To understand the economic factors that affect chronic conditions, and the economic effects of these conditions, the NBER Center for Aging and Health Research is planning a virtual meeting on the economics of chronic disease. The conference, which is supported by the National Institute of Aging, will be organized by NBER researchers Kitt Carpenter (Vanderbilt University) and Maria Polyakova (Stanford University School of Medicine). It will be held virtually on April 24, 2026.
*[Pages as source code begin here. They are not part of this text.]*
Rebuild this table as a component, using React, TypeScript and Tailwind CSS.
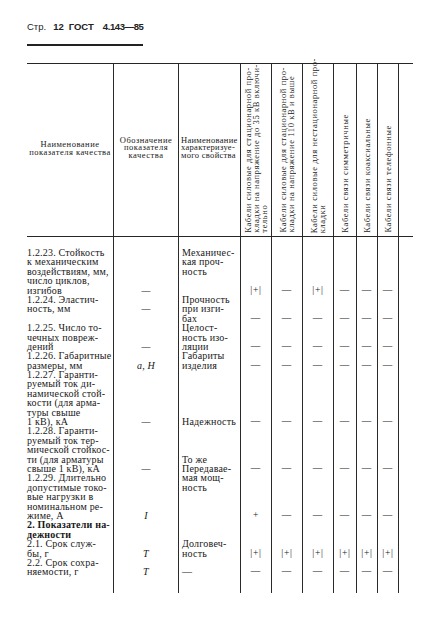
import React from 'react';

const LINE = 'h-[9.4px] leading-[9.4px] whitespace-nowrap';

// left column: one entry per printed line
const col1: { t: string; b?: boolean }[] = [
  { t: '1.2.23. Стойкость' },
  { t: 'к механическим' },
  { t: 'воздействиям, мм,' },
  { t: 'число циклов,' },
  { t: 'изгибов' },
  { t: '1.2.24. Эластич-' },
  { t: 'ность, мм' },
  { t: '' },
  { t: '1.2.25. Число то-' },
  { t: 'чечных повреж-' },
  { t: 'дений' },
  { t: '1.2.26. Габаритные' },
  { t: 'размеры, мм' },
  { t: '1.2.27. Гаранти-' },
  { t: 'руемый ток ди-' },
  { t: 'намической стой-' },
  { t: 'кости (для арма-' },
  { t: 'туры свыше' },
  { t: '1 кВ), кА' },
  { t: '1.2.28. Гаранти-' },
  { t: 'руемый ток тер-' },
  { t: 'мической стойкос-' },
  { t: 'ти (для арматуры' },
  { t: 'свыше 1 кВ), кА' },
  { t: '1.2.29. Длительно' },
  { t: 'допустимые токо-' },
  { t: 'вые нагрузки в' },
  { t: 'номинальном ре-' },
  { t: 'жиме, А' },
  { t: '2. Показатели на-', b: true },
  { t: 'дежности', b: true },
  { t: '2.1. Срок служ-' },
  { t: 'бы, г' },
  { t: '2.2. Срок сохра-' },
  { t: 'няемости, г' },
];

const col2: Record<number, string> = {
  4: '—', 6: '—', 10: '—', 12: 'a, H', 18: '—', 23: '—', 28: 'I', 32: 'T', 34: 'T',
};

const col3: Record<number, string> = {
  0: 'Механичес-', 1: 'кая проч-', 2: 'ность',
  5: 'Прочность', 6: 'при изги-', 7: 'бах',
  8: 'Целост-', 9: 'ность изо-', 10: 'ляции',
  11: 'Габариты', 12: 'изделия',
  18: 'Надежность',
  22: 'То же', 23: 'Передавае-', 24: 'мая мощ-', 25: 'ность',
  31: 'Долговеч-', 32: 'ность', 34: '—',
};

const d6 = ['—', '—', '—', '—', '—', '—'];
const marks: Record<number, string[]> = {
  4: ['|+|', '—', '|+|', '—', '—', '—'],
  7: d6, 10: d6, 12: d6, 18: d6, 23: d6,
  28: ['+', '—', '—', '—', '—', '—'],
  32: ['|+|', '|+|', '|+|', '|+|', '|+|', '|+|'],
  34: d6,
};

const kinds = [
  ['Кабели силовые для стационарной про-', 'кладки на напряжение до 35 кВ включи-', 'тельно'],
  ['Кабели силовые для стационарной про-', 'кладки на напряжение 110 кВ и выше'],
  ['Кабели силовые для нестационарной про-', 'кладки'],
  ['Кабели связи симметричные'],
  ['Кабели связи коаксиальные'],
  ['Кабели связи телефонные'],
];

const GRID = 'grid grid-cols-[86px_65px_62px_31px_31px_31px_23px_21px_21px_15px]';
const N = 36;

function Stack({ get, className = '' }: { get: (i: number) => React.ReactNode; className?: string }) {
  return (
    <div className={`flex flex-col pt-[11px] ${className}`}>
      {Array.from({ length: N }, (_, i) => (
        <div key={i} className={LINE}>{get(i)}</div>
      ))}
    </div>
  );
}

export default function App() {
  return (
    <div className="w-[434px] h-[619px] bg-white overflow-hidden text-[#181818] font-['Liberation_Serif',serif]">
      {/* Page heading */}
      <div className="pl-[27px] pt-[21px]">
        <div className="flex w-fit items-baseline gap-[5px] whitespace-nowrap border-b-2 border-[#222] pb-[11px] font-['Liberation_Sans',sans-serif] text-[9.5px] leading-[12px] text-[#222]">
          <span className="mr-[2px]">Стр.</span>
          <span className="font-bold">12</span>
          <span className="font-bold">ГОСТ</span>
          <span className="ml-[4px] font-bold tracking-[-0.4px]">4.143—85</span>
        </div>
      </div>

      {/* Table */}
      <div className="ml-[27px] mt-[17px] w-[386px]">
        {/* header */}
        <div className={`${GRID} grid-rows-[minmax(0,1fr)] h-[174px] border-y-[1.5px] border-[#262626] text-[8.5px] leading-[7.6px] tracking-[0.5px]`}>
          <div className="flex items-center justify-center pb-[2px] text-center">
            Наименование<br />показателя качества
          </div>
          <div className="flex items-center justify-center border-l border-[#2a2a2a] pb-[4px] text-center">
            Обозначение<br />показателя<br />качества
          </div>
          <div className="flex items-center whitespace-nowrap border-l border-[#2a2a2a] pb-[4px] pl-[2px] tracking-[0.3px]">
            Наименование<br />характеризуе-<br />мого свойства
          </div>
          {kinds.map((k, i) => (
            <div key={i} className="flex min-h-0 items-end justify-center border-l border-[#2a2a2a] pb-[3px]">
              <div className="rotate-180 [writing-mode:vertical-rl] text-[8.5px] leading-[8px] tracking-[0.6px] whitespace-nowrap">
                {k.map((l, j) => (
                  <div key={j}>{l}</div>
                ))}
              </div>
            </div>
          ))}
          <div className="border-l border-[#2a2a2a]" />
        </div>

        {/* body */}
        <div className={`${GRID} h-[356px] text-[10px] tracking-[0.2px]`}>
          <Stack get={(i) => (col1[i] ? <span className={col1[i].b ? 'font-bold' : ''}>{col1[i].t}</span> : null)} />
          <Stack className="items-center border-l border-[#2a2a2a]" get={(i) => <span className="italic">{col2[i] ?? ''}</span>} />
          <Stack className="border-l border-[#2a2a2a] pl-[3px]" get={(i) => col3[i] ?? ''} />
          {[0, 1, 2, 3, 4, 5].map((c) => (
            <Stack key={c} className="items-center border-l border-[#2a2a2a] text-[9.5px] tracking-[0.8px]" get={(i) => (marks[i] ? marks[i][c] : '')} />
          ))}
          <div className="border-l border-[#2a2a2a]" />
        </div>
      </div>
    </div>
  );
}
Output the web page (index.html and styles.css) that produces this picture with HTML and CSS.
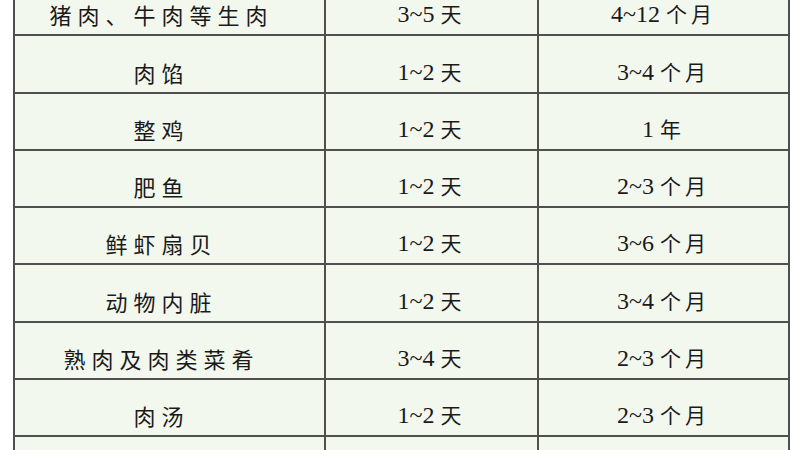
FILE: index.html
```html
<!DOCTYPE html>
<html lang="zh">
<head>
<meta charset="utf-8">
<title>肉类储存时间</title>
<link rel="stylesheet" href="styles.css">
</head>
<body>
<table class="grid">
  <colgroup>
    <col class="c1"><col class="c2"><col class="c3">
  </colgroup>
  <tbody>
    <tr><td class="name">猪肉、牛肉等生肉</td><td>3~5 <span class="u">天</span></td><td>4~12 <span class="u">个月</span></td></tr>
    <tr><td class="name">肉馅</td><td>1~2 <span class="u">天</span></td><td>3~4 <span class="u">个月</span></td></tr>
    <tr><td class="name">整鸡</td><td>1~2 <span class="u">天</span></td><td>1 <span class="u">年</span></td></tr>
    <tr><td class="name">肥鱼</td><td>1~2 <span class="u">天</span></td><td>2~3 <span class="u">个月</span></td></tr>
    <tr><td class="name">鲜虾扇贝</td><td>1~2 <span class="u">天</span></td><td>3~6 <span class="u">个月</span></td></tr>
    <tr><td class="name">动物内脏</td><td>1~2 <span class="u">天</span></td><td>3~4 <span class="u">个月</span></td></tr>
    <tr><td class="name">熟肉及肉类菜肴</td><td>3~4 <span class="u">天</span></td><td>2~3 <span class="u">个月</span></td></tr>
    <tr><td class="name">肉汤</td><td>1~2 <span class="u">天</span></td><td>2~3 <span class="u">个月</span></td></tr>
    <tr><td class="name"></td><td></td><td></td></tr>
  </tbody>
</table>
</body>
</html>
```
FILE: styles.css
```css
html, body {
  margin: 0;
  padding: 0;
  background: #ffffff;
  overflow: hidden;
}
body {
  width: 800px;
  height: 450px;
}
.grid {
  border-collapse: collapse;
  table-layout: fixed;
  width: 775px;
  margin: -23px 0 0 13px;
  background: #f3f8ef;
  color: #1a1a1a;
  font-family: "Liberation Serif", "Noto Sans CJK SC", serif;
  font-size: 24px;
}
.c1 { width: 311px; }
.c2 { width: 213px; }
.c3 { width: 251px; }
.grid td {
  box-sizing: border-box;
  height: 57.3px;
  border: 2px solid #4f4f4f;
  text-align: center;
  vertical-align: bottom;
  padding: 0 0 8px 0;
  line-height: 24px;
  white-space: nowrap;
}
.grid td.name {
  font-family: "Noto Sans CJK SC", sans-serif;
  font-size: 22px;
  letter-spacing: 6px;
  padding-right: 16px;
}
.u {
  font-family: "Noto Sans CJK SC", sans-serif;
  font-size: 21px;
  letter-spacing: 4px;
}
```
The organizers welcome submissions on any subject related to the economics of chronic disease, from researchers who are not NBER affiliates, and from those who are early in their careers. They hope to include perspectives from economics as well as other disciplines such as medicine, public health, and sociology. Topics of particular interest include:
- Lessons from behavioral economics and psychology for preventing and managing disease
- Understanding socio-economic correlates and causes of chronic disease, including education, information, peer effects, and economic shocks
- Impact of health insurance, healthcare access, and healthcare utilization on the prevalence and severity of chronic disease
- Role of environmental exposures
- Patients’ and caregivers’ labor force participation and downstream effects on financial well-being and retirement security
- Financial pressure of chronic disease on insurers, social safety nets, and public budgets
- Macroeconomic or aggregate productivity effects of chronic disease
- The unique burdens faced by patients with multimorbidity
- The role of public and private policies in chronic disease detection and management
- Relationships among chronic conditions, including domino effects (in which one disease increases the risk of others) and shared risk factors
- Approaches to stimulating innovation in disease prevention, detection, and treatment
To be considered for presentation, papers or extended abstracts must be submitted via the following link by 11:59pm ET on Tuesday, March 10, 2026:
Authors chosen to present papers will be notified in late March.